• **DATASET RECORDS**
╔══
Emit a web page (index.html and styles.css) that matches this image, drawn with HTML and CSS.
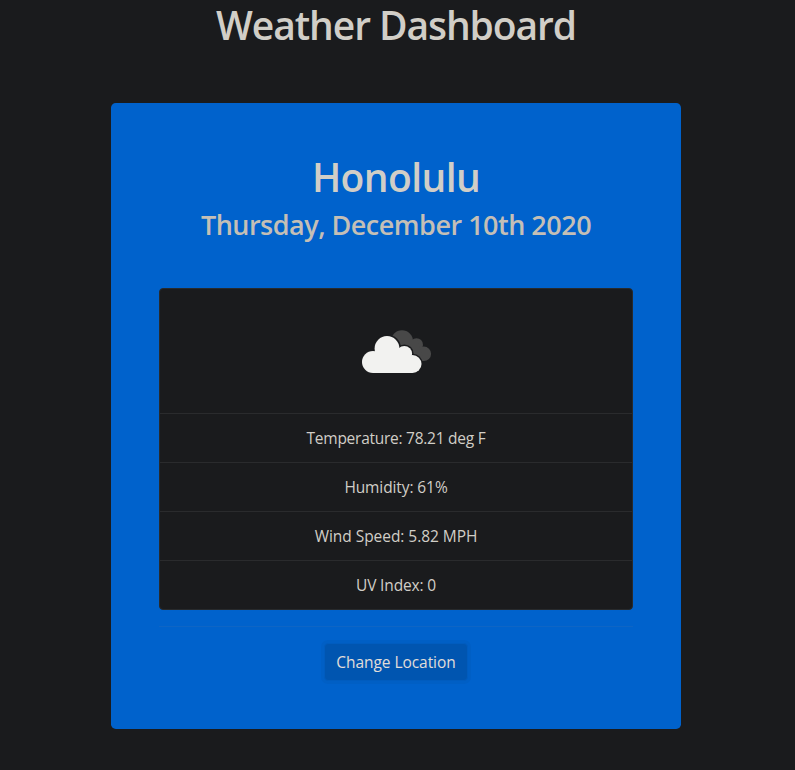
╚══
╔══
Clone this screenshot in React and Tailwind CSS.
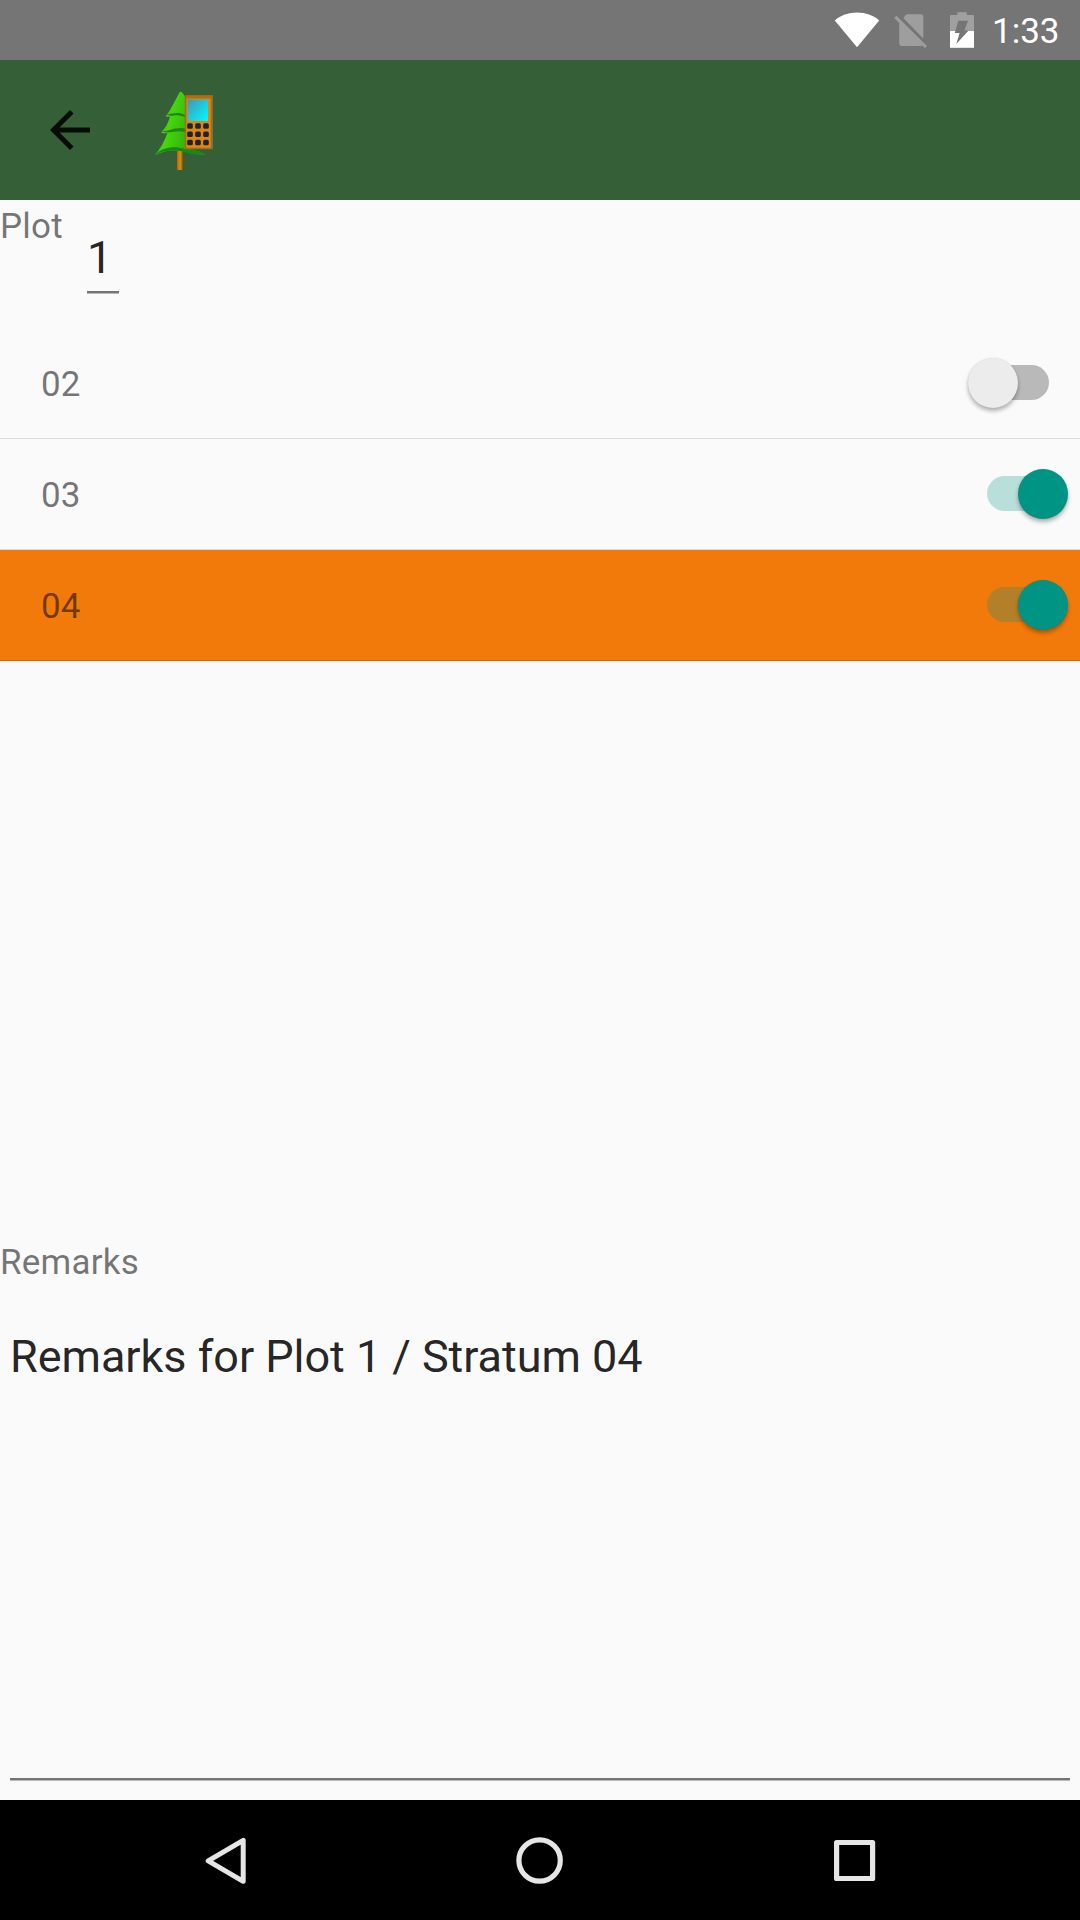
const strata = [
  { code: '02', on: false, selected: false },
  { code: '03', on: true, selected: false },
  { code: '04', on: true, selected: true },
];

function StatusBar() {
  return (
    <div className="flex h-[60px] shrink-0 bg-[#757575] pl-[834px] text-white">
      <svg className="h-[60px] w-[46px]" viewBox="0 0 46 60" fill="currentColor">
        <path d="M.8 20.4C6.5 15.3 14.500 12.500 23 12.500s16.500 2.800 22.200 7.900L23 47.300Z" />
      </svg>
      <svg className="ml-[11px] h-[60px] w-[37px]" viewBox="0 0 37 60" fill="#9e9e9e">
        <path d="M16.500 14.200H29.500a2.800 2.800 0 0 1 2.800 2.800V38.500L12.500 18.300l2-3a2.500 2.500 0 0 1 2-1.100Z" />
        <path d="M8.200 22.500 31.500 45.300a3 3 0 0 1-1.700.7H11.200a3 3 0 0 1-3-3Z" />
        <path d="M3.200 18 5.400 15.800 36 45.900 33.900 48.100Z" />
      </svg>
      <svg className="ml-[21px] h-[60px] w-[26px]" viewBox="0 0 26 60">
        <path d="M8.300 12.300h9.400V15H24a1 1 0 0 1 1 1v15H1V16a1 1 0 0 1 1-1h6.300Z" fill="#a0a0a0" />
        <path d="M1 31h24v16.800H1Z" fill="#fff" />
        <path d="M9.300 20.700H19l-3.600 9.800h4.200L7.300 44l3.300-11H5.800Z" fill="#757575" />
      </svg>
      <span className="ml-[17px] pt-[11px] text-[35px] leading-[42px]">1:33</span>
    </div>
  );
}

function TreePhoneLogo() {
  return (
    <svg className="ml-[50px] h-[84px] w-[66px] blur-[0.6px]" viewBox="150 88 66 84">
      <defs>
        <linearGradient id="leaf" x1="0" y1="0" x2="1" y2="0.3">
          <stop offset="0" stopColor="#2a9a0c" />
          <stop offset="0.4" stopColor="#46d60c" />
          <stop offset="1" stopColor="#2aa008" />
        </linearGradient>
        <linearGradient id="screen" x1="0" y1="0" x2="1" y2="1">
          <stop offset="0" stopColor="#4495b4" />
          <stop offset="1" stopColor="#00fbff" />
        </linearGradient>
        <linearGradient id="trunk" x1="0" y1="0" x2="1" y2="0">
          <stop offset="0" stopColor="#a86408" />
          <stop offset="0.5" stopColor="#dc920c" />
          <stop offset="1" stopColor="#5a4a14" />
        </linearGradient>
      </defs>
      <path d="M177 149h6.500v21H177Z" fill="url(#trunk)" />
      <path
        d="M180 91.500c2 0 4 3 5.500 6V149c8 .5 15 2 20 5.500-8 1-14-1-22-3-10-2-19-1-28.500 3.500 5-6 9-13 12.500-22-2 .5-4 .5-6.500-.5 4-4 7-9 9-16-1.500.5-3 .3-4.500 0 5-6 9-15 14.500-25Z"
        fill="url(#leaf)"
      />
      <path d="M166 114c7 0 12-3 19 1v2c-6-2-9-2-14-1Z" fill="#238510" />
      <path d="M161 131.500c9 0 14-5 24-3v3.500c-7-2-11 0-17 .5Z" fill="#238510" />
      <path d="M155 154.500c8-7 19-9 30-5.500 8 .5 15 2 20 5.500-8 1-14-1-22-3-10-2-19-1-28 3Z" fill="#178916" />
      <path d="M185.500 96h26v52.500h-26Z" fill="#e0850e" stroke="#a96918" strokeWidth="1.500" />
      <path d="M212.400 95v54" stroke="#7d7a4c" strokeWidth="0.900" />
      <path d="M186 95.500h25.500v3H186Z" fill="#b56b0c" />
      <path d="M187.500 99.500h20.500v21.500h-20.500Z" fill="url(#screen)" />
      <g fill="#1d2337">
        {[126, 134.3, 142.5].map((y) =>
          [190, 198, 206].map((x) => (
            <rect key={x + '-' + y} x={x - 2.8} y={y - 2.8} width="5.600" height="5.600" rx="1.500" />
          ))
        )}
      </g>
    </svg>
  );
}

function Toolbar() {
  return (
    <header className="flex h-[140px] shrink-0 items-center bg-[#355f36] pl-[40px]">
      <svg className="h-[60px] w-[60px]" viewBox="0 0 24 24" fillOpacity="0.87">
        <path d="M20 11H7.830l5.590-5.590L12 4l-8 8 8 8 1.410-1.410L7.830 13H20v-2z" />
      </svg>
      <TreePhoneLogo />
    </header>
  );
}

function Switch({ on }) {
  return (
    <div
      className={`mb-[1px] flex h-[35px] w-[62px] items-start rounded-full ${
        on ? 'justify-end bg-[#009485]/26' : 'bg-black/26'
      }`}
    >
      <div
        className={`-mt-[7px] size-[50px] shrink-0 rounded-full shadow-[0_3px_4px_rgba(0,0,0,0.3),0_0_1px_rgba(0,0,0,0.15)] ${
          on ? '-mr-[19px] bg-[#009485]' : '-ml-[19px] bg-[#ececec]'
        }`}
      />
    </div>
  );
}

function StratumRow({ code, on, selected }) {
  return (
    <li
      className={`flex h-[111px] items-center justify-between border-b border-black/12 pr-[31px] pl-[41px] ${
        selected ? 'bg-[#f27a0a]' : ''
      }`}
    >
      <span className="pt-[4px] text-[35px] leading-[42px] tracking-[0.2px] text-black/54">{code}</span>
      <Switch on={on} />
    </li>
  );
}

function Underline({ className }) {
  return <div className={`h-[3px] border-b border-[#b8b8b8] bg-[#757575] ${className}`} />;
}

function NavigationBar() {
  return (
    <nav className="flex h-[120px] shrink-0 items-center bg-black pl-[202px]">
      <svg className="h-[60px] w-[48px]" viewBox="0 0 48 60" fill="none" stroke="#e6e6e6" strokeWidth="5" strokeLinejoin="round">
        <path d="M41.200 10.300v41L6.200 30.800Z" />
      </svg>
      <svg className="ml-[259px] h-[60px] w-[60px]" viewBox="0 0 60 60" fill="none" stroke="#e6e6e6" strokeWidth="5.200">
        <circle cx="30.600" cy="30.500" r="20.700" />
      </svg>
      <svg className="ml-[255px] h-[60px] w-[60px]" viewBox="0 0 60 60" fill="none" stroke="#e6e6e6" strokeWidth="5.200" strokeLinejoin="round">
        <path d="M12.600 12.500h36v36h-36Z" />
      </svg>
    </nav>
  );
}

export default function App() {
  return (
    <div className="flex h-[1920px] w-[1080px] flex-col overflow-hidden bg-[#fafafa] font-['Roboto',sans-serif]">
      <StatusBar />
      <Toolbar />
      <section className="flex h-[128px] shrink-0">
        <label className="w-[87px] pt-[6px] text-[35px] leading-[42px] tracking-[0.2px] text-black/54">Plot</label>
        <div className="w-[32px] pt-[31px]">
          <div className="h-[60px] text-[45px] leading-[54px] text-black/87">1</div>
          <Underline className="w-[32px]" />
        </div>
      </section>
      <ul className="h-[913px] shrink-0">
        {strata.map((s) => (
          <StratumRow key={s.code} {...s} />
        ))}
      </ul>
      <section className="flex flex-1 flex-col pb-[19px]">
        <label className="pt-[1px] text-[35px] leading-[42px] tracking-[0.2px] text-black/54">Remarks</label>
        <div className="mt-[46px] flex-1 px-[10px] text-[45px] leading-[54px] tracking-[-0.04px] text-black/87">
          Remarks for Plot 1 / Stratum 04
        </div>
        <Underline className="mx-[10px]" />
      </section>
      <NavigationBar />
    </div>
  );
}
╚══
• **JOB**
Search the listing for the word "this". Copy every line in which it occurs.

• **PROBLEM SOLUTION**
Emit a web page (index.html and styles.css) that matches this image, drawn with HTML and CSS.
Clone this screenshot in React and Tailwind CSS.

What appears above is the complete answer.